Hoveyan complained in particular that the number of folk dance ensembles in Armenia has mushroomed since independence and now stands at about 600. He suggested that widespread poverty is a key reason for the phenomenon.

The meeting at the university, also attended by Education Minister Sergo Yeritsian, was devoted to reform of higher education in Armenia. Both ministers are affiliated with parliament speaker Artur Baghdasarian’s Orinats Yerkir Party.

One of the questions put to Hoveyan was why the Armenian government does not offer students discounts for visiting public museums. A professor argued that the existing museum entry fees averaging 900 drams ($2) are too prohibitive for young people. The Minister’s answer left the audience amused and at the same time puzzled.

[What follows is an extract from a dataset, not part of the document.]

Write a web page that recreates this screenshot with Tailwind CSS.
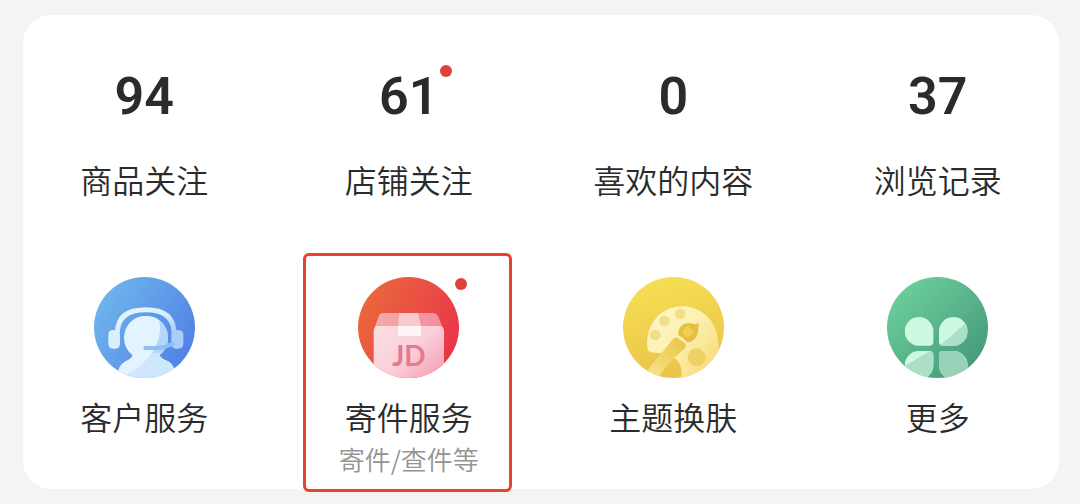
<!DOCTYPE html>
<html lang="zh-CN">
<head>
    <meta charset="UTF-8">
    <meta name="viewport" content="width=device-width, initial-scale=1.0">
    <title>我的</title>
    <script src="https://cdn.jsdelivr.net/npm/@tailwindcss/browser@4"></script>
</head>
<body class="bg-[#f4f4f4] font-['Noto_Sans_CJK_SC',sans-serif] font-[350] text-[#2b2b2b]">
    <main class="mt-[15px] mr-[21px] mb-[15px] ml-[23px] rounded-[28px] bg-white px-[17px] pt-[54px] pb-3.5">
        <!-- counters -->
        <section class="grid grid-cols-4 gap-x-14 text-center">
            <a href="#" class="flex flex-col items-center gap-[34px]">
                <span class="font-[Roboto,sans-serif] text-[52px] leading-14 font-semibold">94</span>
                <span class="text-[32px] leading-10 whitespace-nowrap">商品关注</span>
            </a>
            <a href="#" class="flex flex-col items-center gap-[34px]">
                <span class="relative font-[Roboto,sans-serif] text-[52px] leading-14 font-semibold">61
                    <i class="absolute -top-1 -right-3.5 size-3 rounded-full bg-[#df4139]"></i>
                </span>
                <span class="text-[32px] leading-10 whitespace-nowrap">店铺关注</span>
            </a>
            <a href="#" class="flex flex-col items-center gap-[34px]">
                <span class="font-[Roboto,sans-serif] text-[52px] leading-14 font-semibold">0</span>
                <span class="text-[32px] leading-10 whitespace-nowrap">喜欢的内容</span>
            </a>
            <a href="#" class="flex flex-col items-center gap-[34px]">
                <span class="font-[Roboto,sans-serif] text-[52px] leading-14 font-semibold">37</span>
                <span class="text-[32px] leading-10 whitespace-nowrap">浏览记录</span>
            </a>
        </section>

        <!-- services -->
        <section class="mt-[78px] grid grid-cols-4 gap-x-14 text-center">
            <a href="#" class="flex flex-col items-center gap-[18px]">
                <svg class="size-[101px]" viewBox="42 36 303 303" aria-hidden="true">
                    <defs>
                        <linearGradient id="blue" x1="0" y1="0.2" x2="1" y2="0.8"><stop offset="0" stop-color="#70b7ec"/><stop offset="1" stop-color="#4f7fe5"/></linearGradient>
                        <linearGradient id="blueFade" x1="0" y1="0" x2="1" y2="1"><stop offset="0" stop-color="#e5f6fe"/><stop offset="0.5" stop-color="#d9effe"/><stop offset="1" stop-color="#a5cbfa"/></linearGradient>
                        <clipPath id="round"><circle cx="193.500" cy="187.500" r="151.500"/></clipPath>
                        <clipPath id="person"><circle cx="198" cy="218" r="66"/><path d="M158 262Q160 280 136 289Q112 302 108 345H292Q286 302 264 289Q236 280 238 262Z"/></clipPath>
                    </defs>
                    <g clip-path="url(#round)">
                        <path d="M42 36h303v303H42z" fill="url(#blue)"/>
                        <g clip-path="url(#person)">
                            <path d="M100 140h200v210H100z" fill="#e4f4fe"/>
                            <path d="M228 140Q250 184 232 234Q208 294 136 334V350H310V140Z" fill="#b4d6fb"/>
                            <path d="M218 264Q186 306 136 330V350H310V264Z" fill="#cfe7fd"/>
                        </g>
                        <path d="M112 202Q114 134 197 134Q280 134 282 202" fill="none" stroke="url(#blueFade)" stroke-width="15"/>
                        <rect x="85" y="195" width="35" height="56" rx="14" fill="#d9f0fe"/>
                        <rect x="274" y="195" width="36" height="56" rx="14" fill="#a9cefa"/>
                        <path d="M196 249H236Q258 247 278 236" fill="none" stroke="#8fbdf5" stroke-width="12" stroke-linecap="round"/>
                    </g>
                </svg>
                <span class="text-[32px] leading-10 whitespace-nowrap">客户服务</span>
            </a>

            <a href="#" class="relative flex flex-col items-center">
                <span class="pointer-events-none absolute -top-6 right-px -bottom-[17px] -left-0.5 rounded-md border-[3px] border-[#e8412c]"></span>
                <span class="relative">
                    <svg class="size-[101px]" viewBox="42 36 303 303" aria-hidden="true">
                        <defs>
                            <linearGradient id="red" x1="0" y1="0.2" x2="1" y2="0.7"><stop offset="0" stop-color="#ea6b3b"/><stop offset="1" stop-color="#e9344a"/></linearGradient>
                            <linearGradient id="box" x1="0" y1="0.1" x2="1" y2="0.9"><stop offset="0" stop-color="#fcdde2"/><stop offset="0.5" stop-color="#fad0da"/><stop offset="1" stop-color="#f49db4"/></linearGradient>
                            <linearGradient id="lid" x1="0" y1="0" x2="1" y2="0"><stop offset="0" stop-color="#f6aaa9"/><stop offset="1" stop-color="#f38d9c"/></linearGradient>
                        </defs>
                        <g clip-path="url(#round)">
                            <path d="M42 36h303v303H42z" fill="url(#red)"/>
                            <path d="M118 144H268Q278 144 282 152L299 196H89L104 154Q108 144 118 144Z" fill="url(#lid)"/>
                            <path d="M105 183H284Q300 183 300 199V345H89V199Q89 183 105 183Z" fill="url(#box)"/>
                            <path d="M166 144H222L231 183H162Z" fill="#f9c9d0"/>
                            <path d="M162 183H231V213H162Z" fill="#fff5f5"/>
                            <text x="195" y="304" text-anchor="middle" font-size="84" class="fill-[#e47a8d] font-[Lato,sans-serif] font-bold">JD</text>
                        </g>
                    </svg>
                    <i class="absolute top-px -right-2 size-3 rounded-full bg-[#df4139]"></i>
                </span>
                <span class="mt-[18px] text-[32px] leading-10 whitespace-nowrap">寄件服务</span>
                <span class="mt-[7px] text-[26px] leading-8 whitespace-nowrap text-[#949494]">寄件/查件等</span>
            </a>

            <a href="#" class="flex flex-col items-center gap-[18px]">
                <svg class="size-[101px]" viewBox="42 36 303 303" aria-hidden="true">
                    <defs>
                        <linearGradient id="yellow" x1="0.2" y1="0" x2="0.5" y2="1"><stop offset="0" stop-color="#f7df55"/><stop offset="1" stop-color="#eac348"/></linearGradient>
                        <linearGradient id="palette" x1="0" y1="0" x2="1" y2="0.8"><stop offset="0" stop-color="#fdf5c8"/><stop offset="0.5" stop-color="#fcf1b3"/><stop offset="1" stop-color="#f6dc75"/></linearGradient>
                        <linearGradient id="handle" x1="1" y1="0" x2="0" y2="1"><stop offset="0" stop-color="#e9c545"/><stop offset="1" stop-color="#f8e695"/></linearGradient>
                    </defs>
                    <g clip-path="url(#round)">
                        <path d="M42 36h303v303H42z" fill="url(#yellow)"/>
                        <path d="M115 250C108 180 154 124 220 124C282 124 328 174 329 240C330 300 290 345 240 345H215Q224 308 204 286Q184 264 140 263Q118 264 115 250Z" fill="url(#palette)"/>
                        <g fill="#f2de86">
                            <circle cx="139" cy="210" r="16"/>
                            <circle cx="166" cy="168" r="16"/>
                            <circle cx="214" cy="147" r="16"/>
                        </g>
                        <circle cx="263" cy="277" r="27" fill="#eed163"/>
                        <path d="M194 220Q202 215 209 221L226 233Q233 239 229 248L190 285Q162 310 147 345H104Q118 306 146 278Z" fill="url(#handle)"/>
                        <path d="M208 210C207 184 224 172 243 175Q252 176 257 178Q265 176 271 175Q266 183 268 192C267 216 252 232 235 232Q221 216 208 210Z" fill="#e6bf3e"/>
                        <path d="M222 197Q228 184 240 180Q239 199 258 196Q250 215 235 216Q221 210 222 197Z" fill="#efd055"/>
                    </g>
                </svg>
                <span class="text-[32px] leading-10 whitespace-nowrap">主题换肤</span>
            </a>

            <a href="#" class="flex flex-col items-center gap-[18px]">
                <svg class="size-[101px]" viewBox="42 36 303 303" aria-hidden="true">
                    <defs>
                        <linearGradient id="green" x1="0.1" y1="0.1" x2="0.9" y2="0.9"><stop offset="0" stop-color="#6dcf9c"/><stop offset="1" stop-color="#46997a"/></linearGradient>
                        <clipPath id="petals">
                            <path d="M138 156A43 43 0 0 1 181 199V230Q181 242 169 242H138A43 43 0 0 1 138 156Z"/>
                            <path d="M241 156A43 43 0 0 1 241 242H210Q198 242 198 230V199A43 43 0 0 1 241 156Z"/>
                            <path d="M138 258H169Q181 258 181 270V301A43 43 0 1 1 138 258Z"/>
                            <path d="M210 258H241A43 43 0 1 1 198 301V270Q198 258 210 258Z"/>
                        </clipPath>
                    </defs>
                    <g clip-path="url(#round)">
                        <path d="M42 36h303v303H42z" fill="url(#green)"/>
                        <g clip-path="url(#petals)">
                            <path d="M90 150h210v200H90z" fill="#cdf9e2"/>
                            <path d="M300 156L207 236L90 306V350H300Z" fill="#acdfc7"/>
                            <path d="M190 250h110v100H190z" fill="#98d1b8"/>
                        </g>
                    </g>
                </svg>
                <span class="text-[32px] leading-10 whitespace-nowrap">更多</span>
            </a>
        </section>
    </main>
</body>
</html>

He said, “Recently my 13-year-old daughter went to the Museum of History with a friend only to be told by staff, ‘We won’t let you look at the artifacts. Go and tell your Dad to raise our salaries and we’ll let you in’.”

It was not clear what Hoveyan thinks of Armenian Prosecutor-General Aghvan Hovsepian’s plans to rally tens of thousands of people around the country’s highest mountain for a traditional Armenian circle dance. Hovsepian’s Nig-Aparan organization hopes that the event will be registered in the Guinness Book as the biggest dancing performance ever staged in the world.

It was also unclear if Hoveyan’s misgivings about dancing had any connection with his humiliating defeat in a month-long standoff with the teaching staff of Armenia’s main ballet school. They went on strike last September in protest against Hoveyan’s decision to appoint a new director of the school. The government eventually yielded to the pressure.

Hoveyan has been notorious for eccentric remarks ever since being appointed culture minister a year ago. In one of his most bizarre statements, he singled out the ability to organize funeral services among the traits which he believes young Armenians should develop to meet the challenges of adult life.

"Do you know how to turn the coffin?” he asked an RFE/RL reporter last August. “No. You have to learn that. If I fall dead one day, you will have to bury me, right? But how are you going to turn [the coffin]? And who will carry its lid?"

The 50-year-old poet’s latest pronouncements clearly failed to impress at least some Pedagogical University lecturers. As one of them told her students sarcastically after the meeting, “Learn to say silly things, if you want to become a minister.”